Par ailleurs, il a été condamné le 22 septembre 2022 pour vol, infraction constitutive de crime.
Sa détention se justifie donc déjà en application de l'art. 76 al. 1 let. b ch. 1 LEI, en lien avec l'art. 75 al. 1 let. h LEI sans qu'il soit nécessaire d'examiner si les conditions de l'art. 75 al. 1 let. b LEI sont également remplies. Le principe de la légalité est donc respecté.
L'assurance de l'exécution de son refoulement répond à un intérêt public certain et s'inscrit dans le cadre des obligations internationales de la Suisse (cf. not. art. 3 ch. 3 de la directive 2008/115/CE du parlement européen et du Conseil du 16 décembre 2008 relative aux normes et procédures communes applicables dans les États membres au retour des ressortissants de pays tiers en séjour irrégulier, reprise par la Suisse dans le cadre du développement de l'acquis de Schengen - Directive sur le retour - RO 2010 5925) et toute autre mesure moins incisive que la détention administrative serait vaine pour assurer sa présence au moment où il devra être refoulé, étant rappelé que les autorités doivent s'assurer du fait qu'il quittera effectivement le territoire à destination de son pays (cf. not. art. 8 par. 6 de la Directive sur le retour et 15f de l'ordonnance sur l'exécution du renvoi et de l'expulsion d'étrangers du 11 août 1999 - OERE - RS 142.281).
Par ailleurs, l'autorité chargée du renvoi a agi avec diligence et célérité, dès lors qu'elle a d'ores et déjà obtenu l'accord de réadmission des autorités italiennes et que celle-ci pourra avoir lieu le 24 octobre 2024.
Concernant la durée de la détention, eu égard à l'ensemble des circonstances, il y a lieu de confirmer l'ordre de mise en détention administrative pour une durée de trois semaines, qui respecte l'art. 79 LEI et n'apparaît pas disproportionnée. Sa portée s'avère au demeurant très relative dès lors que le renvoi de M. A______ pourra être finalisé le 24 octobre 2024, et que sa détention prendra immédiatement fin une fois qu'il aura passé la frontière avec l'Italie. En revanche, si, pour une raison ou une autre, son renvoi ne pouvait avoir lieu à cette occasion, la police devrait pouvoir disposer du temps nécessaire pour l'organiser à nouveau.

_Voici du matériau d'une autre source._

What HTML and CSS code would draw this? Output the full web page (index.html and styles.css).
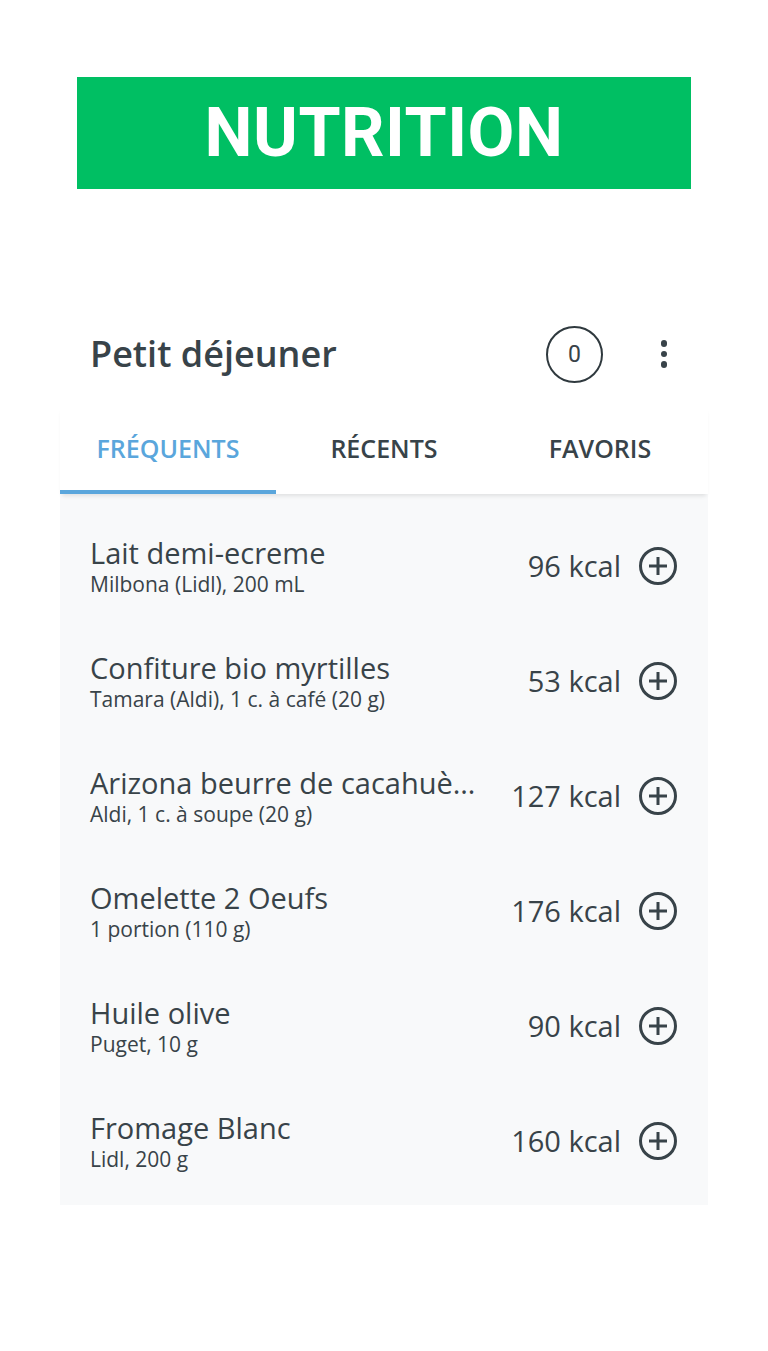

Cela étant, il sera souligné que si le renvoi n'a pas eu lieu dans le délai de huit jours suivant l'ordre de détention, M. A______ sera entendu par le tribunal au plus tard douze jours après l'ordre de détention (art. 80 al. 3 LEI). Dans cette perspective, il appartiendra au commissaire de police de faire savoir au tribunal, le 25 octobre 2024 au plus tard, si l'exécution du renvoi s'est concrétisée ou non.
13. Conformément à l'art. 9 al. 6 LaLEtr, le présent jugement sera communiqué à M. A______, à son avocat et au commissaire de police. En vertu des art. 89 al. 2 et 111 al. 2 de la loi sur le Tribunal fédéral du 17 juin 2005 (LTF - RS 173.110), il sera en outre communiqué au secrétariat d'État aux migrations.
LE TRIBUNAL ADMINISTRATIF
DE PREMIÈRE INSTANCE
1. confirme l’ordre de mise en détention administrative émis par le commissaire de police le 17 octobre 2024 à l’encontre de Monsieur A______ pour une durée de 3 semaines, soit jusqu'au 6 novembre 2024 inclus ;
2. invite le commissaire de police à faire savoir au tribunal le 25 octobre 2024 au plus tard si l’exécution du renvoi a eu lieu ou non ;
3. dit que, conformément aux art. 132 LOJ, 10 al. 1 LaLEtr et 65 LPA, le présent jugement est susceptible de faire l'objet d'un recours auprès de la chambre administrative de la Cour de justice (10 rue de Saint-Léger, case postale 1956, 1211 Genève 1) dans les 10 jours à compter de sa notification. L'acte de recours doit être dûment motivé et contenir, sous peine d'irrecevabilité, la désignation du jugement attaqué et les conclusions du recourant. Il doit être accompagné du présent jugement et des autres pièces dont dispose le recourant.
Au nom du Tribunal :
La présidente
Caroline DEL GAUDIO-SIEGRIST
Copie conforme de ce jugement est communiquée à Monsieur A______, à son avocat, au commissaire de police et au secrétariat d'État aux migrations.